資金を預けている投資家の数が増えるほど、いろいろな考えや投資方針がありますから、それは仕方ないことではありますが、ファンドのインベスターリターンを上げるためには、投資家の投資スタイルも一因であることは知ってほしいと思います。
■ひふみ投信は流出、ひふみプラスは何とか流入超
さて、本題ですが、9月のレオスの状況は下記だったようです。
- 「ひふみ投信」は17億円の資金流出超過
- 「ひふみプラス」は33億円の資金流入超
ひふみ投信が資金流出となるのは、2014年8月以来の4年1ヶ月ぶりということで、2008年10月の設定後では最大のマイナスだということです。
最大のマイナスと聞くと、やばいんじゃない?と思うかも知れませんが、レオスの規模が2008年と全く違います。
ファンドが大きくなっているが故に、一度の増減も大きくなりますので、最大のマイナスになっても仕方ないです。
ひふみプラスは流入超ではあるが、テレビ紹介により知名度が上がった2017年2月以降では最も少ないとのことです。
9月は何とか流入超になりましたが、10月はどうでしょうね?少し心配ではあります。
■リターンがマイナスで確定してしまう人
記事にも書いていましたが、レオスのファンドの基準価額は2018年1月が最も高いです。
米国や日本の株価が好調であった9月末時点でも、この1月の基準価額を上回っていません。

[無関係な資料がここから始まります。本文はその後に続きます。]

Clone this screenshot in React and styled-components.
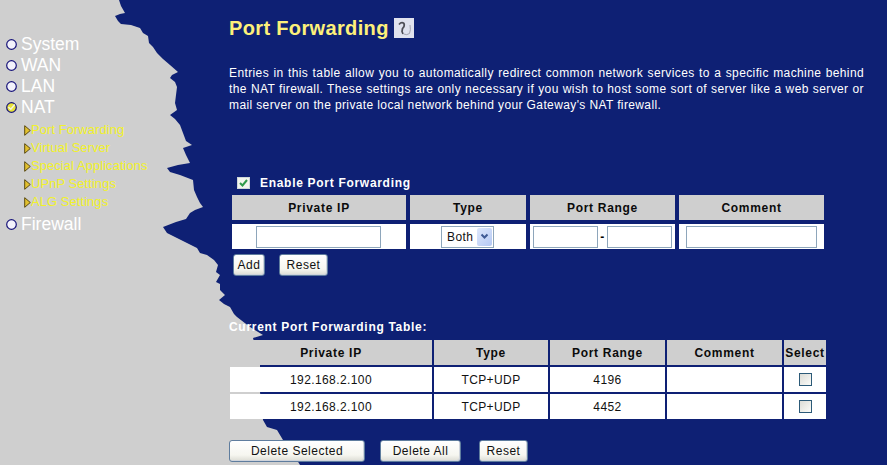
import React from "react";
import styled, { createGlobalStyle } from "styled-components";

const Global = createGlobalStyle`
  html, body { margin: 0; padding: 0; background: #0e2074; }
  body { font-family: "Liberation Sans", Arial, sans-serif; }
`;

const Page = styled.div`
  position: relative;
  width: 887px;
  height: 465px;
  overflow: hidden;
  background: #0e2074;
  display: grid;
  grid-template-columns: 229px 658px;
`;

const Torn = styled.svg`
  position: absolute;
  left: 0;
  top: 0;
`;

const Nav = styled.nav`
  position: relative;
  padding-top: 34px;
  display: flex;
  flex-direction: column;
`;

const NavItem = styled.div`
  height: 21px;
  display: flex;
  align-items: center;
  gap: 3px;
  padding-left: 5px;
  color: #fff;
  font-size: 17.5px;
  line-height: 21px;
`;

const SubList = styled.div`
  display: flex;
  flex-direction: column;
  padding: 3px 0 3px;
`;

const SubItem = styled.div`
  height: 18px;
  display: flex;
  align-items: center;
  padding-left: 24px;
  color: #f2f22a;
  font-size: 13px;
  line-height: 18px;
  letter-spacing: 0.05px;
`;

const Main = styled.main`
  position: relative;
  display: flex;
  flex-direction: column;
`;

const TitleRow = styled.div`
  height: 24px;
  margin-top: 16px;
  display: flex;
  align-items: center;
  gap: 5px;
`;

const Title = styled.h1`
  margin: 0;
  color: #fdf07a;
  font-size: 20px;
  font-weight: bold;
  letter-spacing: 0.35px;
  line-height: 24px;
`;

const Intro = styled.p`
  margin: 25px 0 0;
  width: 635px;
  color: #fff;
  font-size: 12px;
  line-height: 16px;
  letter-spacing: 0.38px;
  text-align: justify;
`;

const EnableRow = styled.label`
  margin-top: 62px;
  height: 16px;
  padding-left: 8px;
  display: flex;
  align-items: center;
  gap: 10px;
  color: #fff;
  font-size: 12px;
  font-weight: bold;
  letter-spacing: 0.7px;
`;

const CheckBox = styled.span`
  width: 11px;
  height: 10px;
  border: 1px solid #cfd8d8;
  background: #f2f5ee;
  display: flex;
  align-items: center;
  justify-content: center;
`;

const Grid = styled.table`
  border-collapse: separate;
  border-spacing: ${(p) => p.$gap}px;
  table-layout: fixed;
  margin: ${(p) => p.$margin};
  width: 600px;
`;

const Col = styled.col`
  width: ${(p) => p.$w}px;
`;

const Head = styled.th`
  height: 25px;
  padding: 0;
  background: #cfcfcf;
  color: #0b0b0b;
  font-size: 12px;
  font-weight: bold;
  letter-spacing: 0.7px;
  text-align: center;
  white-space: nowrap;
`;

const Cell = styled.td`
  height: 25px;
  padding: 0;
  background: #fff;
  color: #111;
  font-size: 12px;
  letter-spacing: 0.4px;
  text-align: center;
  vertical-align: middle;
`;

const FieldWrap = styled.div`
  height: 25px;
  padding-right: ${(p) => p.$nudge || 0}px;
  display: flex;
  align-items: center;
  justify-content: center;
  gap: 2px;
  color: #000;
  font-size: 12px;
  font-weight: bold;
`;

const Field = styled.input`
  box-sizing: border-box;
  width: ${(p) => p.$w}px;
  height: 22px;
  padding: 0;
  border: 1px solid #8ea6bb;
  background: #fff;
  outline: none;
`;

const Select = styled.div`
  box-sizing: border-box;
  width: 53px;
  height: 22px;
  border: 1px solid #8ea6bb;
  padding: 1px 1px 1px 5px;
  display: flex;
  align-items: center;
  justify-content: space-between;
  background: #fff;
  color: #111;
  font-size: 12px;
  font-weight: normal;
  letter-spacing: 0.4px;
`;

const SelectArrow = styled.span`
  width: 15px;
  height: 18px;
  border-radius: 2px;
  background: linear-gradient(135deg, #dfe8fb, #b4c8f4);
  display: flex;
  align-items: center;
  justify-content: center;
`;

const ButtonRow = styled.div`
  display: flex;
  margin: ${(p) => p.$margin};
`;

const Btn = styled.button`
  box-sizing: border-box;
  width: ${(p) => p.$w}px;
  height: 22px;
  margin-left: ${(p) => p.$ml || 0}px;
  padding: 0;
  border: 1px solid #5f7d9e;
  border-radius: 3px;
  background: linear-gradient(180deg, #ffffff 0%, #f6f6f0 70%, #dcdcd4 100%);
  box-shadow: inset -1px -1px 0 #cfd4dc;
  color: #111;
  font-family: "Liberation Sans", Arial, sans-serif;
  font-size: 12px;
  letter-spacing: 0.5px;
`;

const TableCaption = styled.div`
  margin-top: 44px;
  height: 14px;
  color: #fff;
  font-size: 12px;
  font-weight: bold;
  line-height: 14px;
  letter-spacing: 0.7px;
`;

const SelectBox = styled.input`
  appearance: none;
  display: block;
  box-sizing: border-box;
  width: 13px;
  height: 13px;
  margin: 0 auto;
  border: 1px solid #2c5a78;
  background: linear-gradient(135deg, #dcdcd6, #fbfbf8);
`;

const Bullet = ({ active }) => (
  <svg width="13" height="13" viewBox="0 0 13 13">
    <circle cx="6.5" cy="6.5" r="4.8" fill={active ? "#e8e23a" : "#f3f2fb"} stroke="#17137a" strokeWidth="1.2" />
    {active && <path d="M3.4 6 L5.8 8.2 L9.8 3.6" fill="none" stroke="#f6f6e2" strokeWidth="1.5" />}
  </svg>
);

const Arrow = () => (
  <svg width="7" height="11" viewBox="0 0 7 11">
    <path d="M0.7 0.7 L6.3 5.5 L0.7 10.3Z" fill="#e2c02e" stroke="#5a4a12" strokeWidth="1" />
  </svg>
);

const Help = () => (
  <svg width="20" height="20" viewBox="0 0 20 20">
    <rect width="20" height="20" fill="#e0e2ee" />
    <path d="M5 6.5 Q7.5 3.5 10 5.5 Q11 8 8.5 10.5 L8 13.5 L9 16" fill="none" stroke="#4e4e56" strokeWidth="1.7" />
    <path d="M9.5 16 Q13 17.5 15.5 15.5 Q17 12 16 7" fill="none" stroke="#a2a2ae" strokeWidth="1" />
  </svg>
);

const edge = [
  [119,0],[121,6],[125,13],[120,14],[115,16],[118,21],[121,24],[131,25],[140,28],[143,33],[148,36],[149,43],[153,47],[157,53],[163,59],[170,65],[178,72],[172,75],[170,78],[175,82],[177,87],[176,95],[175,103],[177,110],[170,115],[175,119],[180,125],[183,133],[186,141],[192,145],[183,148],[186,155],[190,163],[178,165],[167,168],[170,172],[180,175],[193,180],[194,190],[197,197],[200,203],[203,207],[195,210],[190,213],[186,219],[176,222],[163,227],[167,233],[177,238],[187,243],[197,248],[200,253],[207,255],[214,260],[218,265],[216,272],[220,275],[216,282],[220,284],[220,290],[225,295],[219,300],[224,304],[230,307],[234,314],[237,317],[250,327],[263,335],[253,338],[260,365],[260,392],[263,420],[267,427],[277,430],[283,440],[292,452],[300,465],[0,465],[0,0],
].map((p) => p.join(",")).join(" ");

const entryHeads = [["Private IP", 174], ["Type", 116], ["Port Range", 145], ["Comment", 145]];
const listHeads = [["Private IP", 202], ["Type", 114], ["Port Range", 115], ["Comment", 115], ["Select", 42]];
const rows = [["192.168.2.100", "TCP+UDP", "4196"], ["192.168.2.100", "TCP+UDP", "4452"]];
const subs = ["Port Forwarding", "Virtual Server", "Special Applications", "UPnP Settings", "ALG Settings"];

export default function App() {
  return (
    <Page>
      <Global />
      <Torn width="887" height="465" viewBox="0 0 887 465">
        <polygon points={edge} fill="#cfcfcf" />
      </Torn>
      <Nav>
        {["System", "WAN", "LAN"].map((t) => (
          <NavItem key={t}><Bullet />{t}</NavItem>
        ))}
        <NavItem><Bullet active />NAT</NavItem>
        <SubList>
          {subs.map((s) => (
            <SubItem key={s}><Arrow />{s}</SubItem>
          ))}
        </SubList>
        <NavItem><Bullet />Firewall</NavItem>
      </Nav>
      <Main>
        <TitleRow>
          <Title>Port Forwarding</Title>
          <Help />
        </TitleRow>
        <Intro>
          Entries in this table allow you to automatically redirect common network services to a specific machine behind the NAT firewall. These settings are only necessary if you wish to host some sort of server like a web server or mail server on the private local network behind your Gateway's NAT firewall.
        </Intro>
        <EnableRow>
          <CheckBox>
            <svg width="9" height="8" viewBox="0 0 9 8">
              <path d="M1 4 L3.5 6.5 L8 1" fill="none" stroke="#2f9a4a" strokeWidth="2" />
            </svg>
          </CheckBox>
          Enable Port Forwarding
        </EnableRow>
        <Grid $gap={4} $margin="0 0 0 -1px">
          <colgroup>
            {entryHeads.map(([h, w]) => <Col key={h} $w={w} />)}
          </colgroup>
          <thead>
            <tr>{entryHeads.map(([h]) => <Head key={h}>{h}</Head>)}</tr>
          </thead>
          <tbody>
            <tr>
              <Cell><FieldWrap $nudge={1}><Field $w={125} /></FieldWrap></Cell>
              <Cell>
                <FieldWrap $nudge={1}>
                  <Select>
                    Both
                    <SelectArrow>
                      <svg width="9" height="7" viewBox="0 0 9 7">
                        <path d="M1.5 1.5 L4.5 4.5 L7.5 1.5" fill="none" stroke="#3f5a94" strokeWidth="2" />
                      </svg>
                    </SelectArrow>
                  </Select>
                </FieldWrap>
              </Cell>
              <Cell><FieldWrap><Field $w={65} />-<Field $w={65} /></FieldWrap></Cell>
              <Cell><FieldWrap><Field $w={131} /></FieldWrap></Cell>
            </tr>
          </tbody>
        </Grid>
        <ButtonRow $margin="1px 0 0 4px">
          <Btn $w={32}>Add</Btn>
          <Btn $w={49} $ml={14}>Reset</Btn>
        </ButtonRow>
        <TableCaption>Current Port Forwarding Table:</TableCaption>
        <Grid $gap={2} $margin="4px 0 0 -1px">
          <colgroup>
            {listHeads.map(([h, w]) => <Col key={h} $w={w} />)}
          </colgroup>
          <thead>
            <tr>{listHeads.map(([h]) => <Head key={h}>{h}</Head>)}</tr>
          </thead>
          <tbody>
            {rows.map((r) => (
              <tr key={r[2]}>
                {r.map((c, i) => <Cell key={i}>{c}</Cell>)}
                <Cell />
                <Cell><SelectBox type="checkbox" /></Cell>
              </tr>
            ))}
          </tbody>
        </Grid>
        <ButtonRow $margin="19px 0 0 0">
          <Btn $w={136}>Delete Selected</Btn>
          <Btn $w={81} $ml={15}>Delete All</Btn>
          <Btn $w={49} $ml={18}>Reset</Btn>
        </ButtonRow>
      </Main>
    </Page>
  );
}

したがって、1月に買付して、9月に売却した人は、リターンはマイナスになっているということです。
これに該当する人はもしかするといるのではないか?と私は感じています。
それがインベスターリターンを下げることになり、先日から紹介している共通KPIの運用損益別顧客比率でマイナスの投資家は増えることになります。
残念ながら、このような市場状況で狼狽売りをしてしまう我慢できない個人投資家が多いのが現実のようですが、ここは耐えて積立を継続することがとても大切であることは、リーマンショック後に学んだはずです。
それは、アクティブファンドとインデックスファンドを選択する以前の話で、ファンドを使って資産形成する人には必須の心構えだと思います。